Don't Expect Too Much
That Masoud Pezshkian, a reformist seeking to re-engage the West, was allowed to run for Iran’s next president isn’t that strange. The Supreme Leader will often let the odd reformist run to show the voter that the whole exercise isn’t a put-on – the novel thing is that they actually let the man win.
Normally, the Supreme Leader, his hand-picked Guardian Council and his praetorian guard, the IRCG, would just rig the election. What Friday’s election tells us is that the regime recognizes that it is in a precarious place: It needs at least a modicum of popular support or it’ll be putting down riots and protests every week. For a government trying to wage quite so many proxy wars as this one is, that can be tedious. The hardline, 85-year-old Supreme Leader Ayatollah Ali Khameni, is also currently trying to appoint his own son as successor, so he’s at least got to look like he’s listening to someone.
Reformist regimes aren’t unheard of; the last one Mohammad Khatami served two terms (1997-2005) with Dr. Pezshkian (a former heart surgeon) as his Minister of Health. It’s worth noting that it is now illegal to either quote Khatami or broadcast his image – whatever that tells us. What it tells us about Pezshkian is that he has carefully managed not to cross the red lines set by the hardliners. It’s probably best not to expect too much from the man.
For the regime, it’s not a bad plan; don’t rig the election, let the vote stand, let the people feel they’ve been heard, and then let a theocratic, sclerotic bureaucracy just stymie all his radical plans like re-entering the Nuclear Deal to get out from under crippling US sanctions or letting grown women dress themselves.
The beauty of Iran’s foreign policy of proxy wars is it’s – well maybe not plausible – but legal deniability. If Tehran can look at the rest of the world and say it has nothing to do with Hamas, Hezbollah the Houthi’s et al, then the IRGC can look at the office of the president and his supporters and say the same thing.
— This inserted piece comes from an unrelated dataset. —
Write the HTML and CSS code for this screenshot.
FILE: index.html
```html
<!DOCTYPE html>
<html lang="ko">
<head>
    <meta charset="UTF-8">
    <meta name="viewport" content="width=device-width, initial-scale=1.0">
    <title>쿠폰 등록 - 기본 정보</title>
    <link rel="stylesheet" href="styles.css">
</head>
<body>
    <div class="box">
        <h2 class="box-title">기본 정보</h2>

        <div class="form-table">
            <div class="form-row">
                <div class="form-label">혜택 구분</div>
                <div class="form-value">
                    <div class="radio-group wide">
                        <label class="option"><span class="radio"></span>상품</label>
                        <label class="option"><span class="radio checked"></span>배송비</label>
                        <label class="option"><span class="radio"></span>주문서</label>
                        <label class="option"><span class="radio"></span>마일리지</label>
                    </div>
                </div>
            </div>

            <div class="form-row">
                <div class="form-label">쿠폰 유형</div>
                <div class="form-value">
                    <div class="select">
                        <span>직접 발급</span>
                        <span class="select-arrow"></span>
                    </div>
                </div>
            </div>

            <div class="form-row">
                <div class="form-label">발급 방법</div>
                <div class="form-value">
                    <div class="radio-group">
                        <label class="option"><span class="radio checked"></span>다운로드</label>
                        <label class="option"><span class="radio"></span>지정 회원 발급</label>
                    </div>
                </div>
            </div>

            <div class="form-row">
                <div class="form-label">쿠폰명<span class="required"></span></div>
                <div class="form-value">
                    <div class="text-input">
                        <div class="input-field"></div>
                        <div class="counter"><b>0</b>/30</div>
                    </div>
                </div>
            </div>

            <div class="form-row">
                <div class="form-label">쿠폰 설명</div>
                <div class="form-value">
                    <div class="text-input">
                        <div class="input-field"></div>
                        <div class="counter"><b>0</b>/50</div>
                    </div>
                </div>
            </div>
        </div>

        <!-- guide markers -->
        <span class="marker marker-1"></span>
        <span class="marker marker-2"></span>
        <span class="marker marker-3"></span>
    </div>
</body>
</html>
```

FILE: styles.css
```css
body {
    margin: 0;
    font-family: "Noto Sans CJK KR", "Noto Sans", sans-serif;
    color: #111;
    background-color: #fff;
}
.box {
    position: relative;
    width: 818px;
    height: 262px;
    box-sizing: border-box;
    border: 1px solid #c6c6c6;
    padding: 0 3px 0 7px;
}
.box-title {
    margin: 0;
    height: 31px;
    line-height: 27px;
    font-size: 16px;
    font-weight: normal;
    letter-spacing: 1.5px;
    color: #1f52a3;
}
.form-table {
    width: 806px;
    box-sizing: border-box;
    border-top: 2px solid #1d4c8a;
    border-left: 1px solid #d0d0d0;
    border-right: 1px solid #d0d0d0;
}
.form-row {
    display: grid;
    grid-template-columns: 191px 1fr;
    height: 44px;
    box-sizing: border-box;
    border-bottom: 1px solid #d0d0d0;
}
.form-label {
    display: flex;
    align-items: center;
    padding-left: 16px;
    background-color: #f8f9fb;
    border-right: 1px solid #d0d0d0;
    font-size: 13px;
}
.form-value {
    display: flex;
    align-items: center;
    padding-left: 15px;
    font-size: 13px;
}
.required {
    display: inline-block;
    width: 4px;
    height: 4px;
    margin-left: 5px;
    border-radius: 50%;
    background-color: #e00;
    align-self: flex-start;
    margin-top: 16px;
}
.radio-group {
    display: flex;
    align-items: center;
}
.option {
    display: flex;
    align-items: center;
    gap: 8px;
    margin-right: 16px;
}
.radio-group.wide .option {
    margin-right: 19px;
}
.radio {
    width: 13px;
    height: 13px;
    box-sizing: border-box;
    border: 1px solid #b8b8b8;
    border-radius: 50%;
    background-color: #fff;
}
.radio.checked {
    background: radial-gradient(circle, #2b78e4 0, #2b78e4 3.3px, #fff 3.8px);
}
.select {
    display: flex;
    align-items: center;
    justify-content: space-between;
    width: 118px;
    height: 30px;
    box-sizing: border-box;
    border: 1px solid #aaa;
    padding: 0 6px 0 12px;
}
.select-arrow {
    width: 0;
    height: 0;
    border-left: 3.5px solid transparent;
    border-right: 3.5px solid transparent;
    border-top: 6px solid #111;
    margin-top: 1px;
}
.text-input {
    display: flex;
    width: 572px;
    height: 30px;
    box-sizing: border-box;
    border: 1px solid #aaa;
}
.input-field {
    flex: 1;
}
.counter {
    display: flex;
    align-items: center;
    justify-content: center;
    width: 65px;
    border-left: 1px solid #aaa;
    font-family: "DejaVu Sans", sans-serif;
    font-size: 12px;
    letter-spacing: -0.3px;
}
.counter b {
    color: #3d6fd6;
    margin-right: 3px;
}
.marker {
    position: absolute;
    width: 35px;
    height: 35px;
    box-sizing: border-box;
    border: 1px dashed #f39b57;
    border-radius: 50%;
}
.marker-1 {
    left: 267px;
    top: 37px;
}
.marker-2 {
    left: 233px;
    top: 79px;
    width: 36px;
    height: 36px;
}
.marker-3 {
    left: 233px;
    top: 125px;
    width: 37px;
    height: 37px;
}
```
Besides, the military, internal security, state media, judiciary and parliament are all in the hands of the Supreme Leader, the Guardian Counsel, or the IRGC.
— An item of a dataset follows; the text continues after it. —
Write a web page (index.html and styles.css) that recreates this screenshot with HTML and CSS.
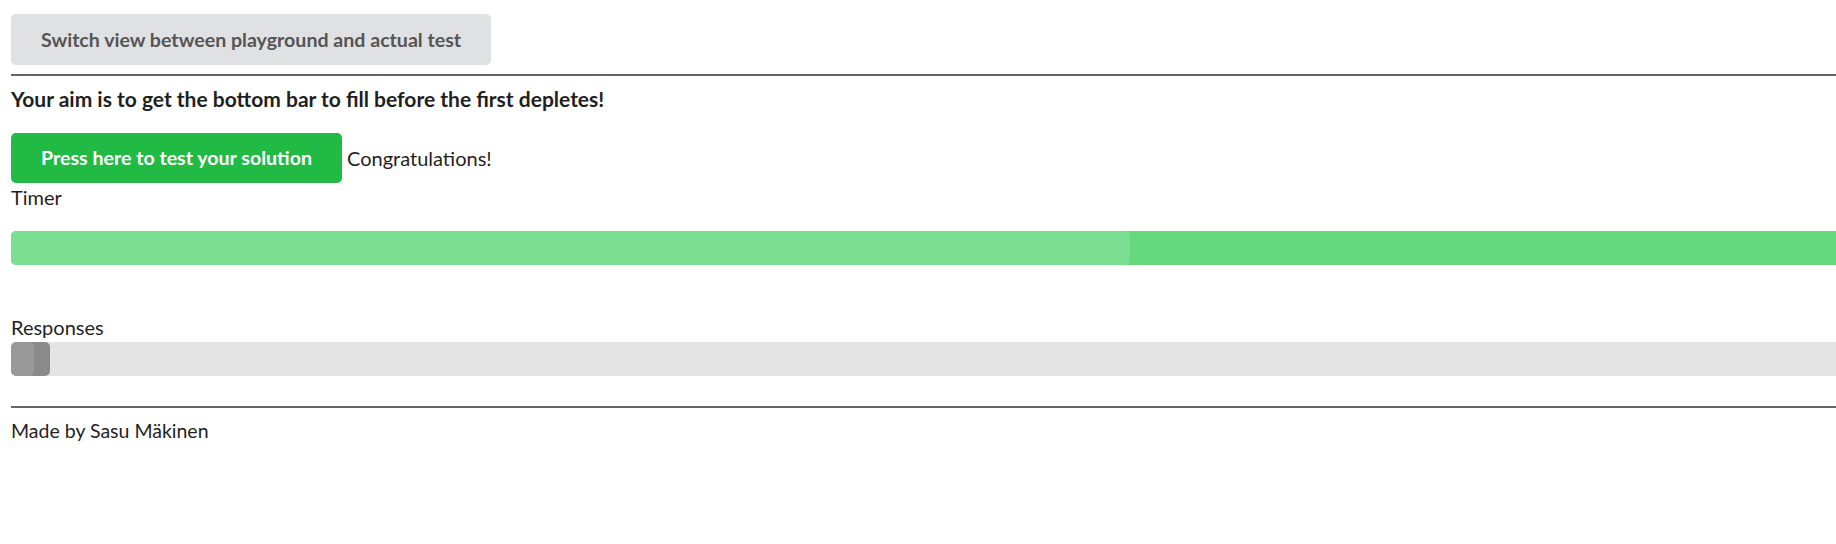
FILE: index.html
```html
<!DOCTYPE html>
<html lang="en">
<head>
<meta charset="utf-8">
<title>Bar test</title>
<link rel="stylesheet" href="styles.css">
</head>
<body>
<div class="page">
  <button class="btn btn-switch">Switch view between playground and actual test</button>
  <hr class="rule rule-top">
  <h3 class="aim">Your aim is to get the bottom bar to fill before the first depletes!</h3>
  <div class="test-row">
    <button class="btn btn-test">Press here to test your solution</button>
    <span class="result">Congratulations!</span>
  </div>
  <div class="label label-timer">Timer</div>
  <div class="bar bar-timer">
    <div class="fill fill-timer" style="width:1119px"></div>
  </div>
  <div class="label label-responses">Responses</div>
  <div class="bar bar-responses">
    <div class="fill fill-responses" style="width:39px">
      <div class="fill-inner" style="width:23px"></div>
    </div>
  </div>
  <hr class="rule rule-bottom">
  <div class="footer">Made by Sasu Mäkinen</div>
</div>
</body>
</html>
```

FILE: styles.css
```css
html, body {
  margin: 0;
  padding: 0;
  background: #ffffff;
}

body {
  font-family: Lato, "Noto Sans", sans-serif;
  font-size: 20px;
  line-height: 24px;
  color: #1f1f1f;
}

.page {
  padding: 14px 0 0 11px;
  display: flex;
  flex-direction: column;
  align-items: flex-start;
}

.btn {
  font-family: Lato, "Noto Sans", sans-serif;
  font-weight: 700;
  font-size: 19.6px;
  line-height: 24px;
  border: none;
  border-radius: 5px;
  padding: 0 30px;
  cursor: pointer;
  margin: 0;
}

.btn-switch {
  height: 51px;
  background: #e0e1e2;
  color: #555555;
}

.rule {
  align-self: stretch;
  border: none;
  height: 2px;
  background: #666666;
  margin: 0;
}

.rule-top {
  margin-top: 9px;
}

.aim {
  margin: 10px 0 0 0;
  font-size: 21px;
  line-height: 25px;
  font-weight: 700;
}

.test-row {
  margin-top: 22px;
  display: flex;
  align-items: center;
  gap: 5px;
  height: 50px;
}

.btn-test {
  height: 50px;
  background: #21ba45;
  color: #ffffff;
}

.label-timer {
  margin-top: 2px;
}

.bar {
  align-self: stretch;
  height: 34px;
  border-radius: 5px 0 0 5px;
  overflow: hidden;
  display: flex;
}

.bar-timer {
  margin-top: 22px;
  background: #66d97f;
}

.fill {
  height: 100%;
  border-radius: 5px;
}

.fill-timer {
  background: #7bdf91;
}

.label-responses {
  margin-top: 50px;
}

.bar-responses {
  margin-top: 3px;
  background: #e4e4e4;
}

.fill-responses {
  background: #8a8a8a;
}

.fill-inner {
  height: 100%;
  background: #999999;
  border-radius: 5px;
}

.rule-bottom {
  margin-top: 30px;
}

.footer {
  margin-top: 11px;
  font-size: 19.5px;
}
```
Still, on election day, Iranian’s poured out into the streets as if the proposed removal of the dress codes had already happened. Tehran, for now at least, it letting this slide. But Iran’s problems with the US and the rest of the world are no longer the abstract Universal Values – Human Rights – Don’t be a Dick variety in which the UN specializes. The problem the rest of the world has with Iran is very concrete. It’s not unrelated that Hamas finally responded last week to Israel’s last cease-fire proposal sent back in May by dropping its objections to a six-week truce to release hostages prior to more comprehensive cease-fire talks. Tehran is still buying every dusty terrorist and militia gang they can to wreak havoc throughout the Middle East, supplying arms to the aggressor in the largest European war since World War II and pestering global shipping in the Red Sea and the Indian Ocean. There is no reason to think that Tehran will stop moving closer to China and Russia.
The same nasty regime will just have a more likable face, and it won’t really matter how the ladies wear their hair.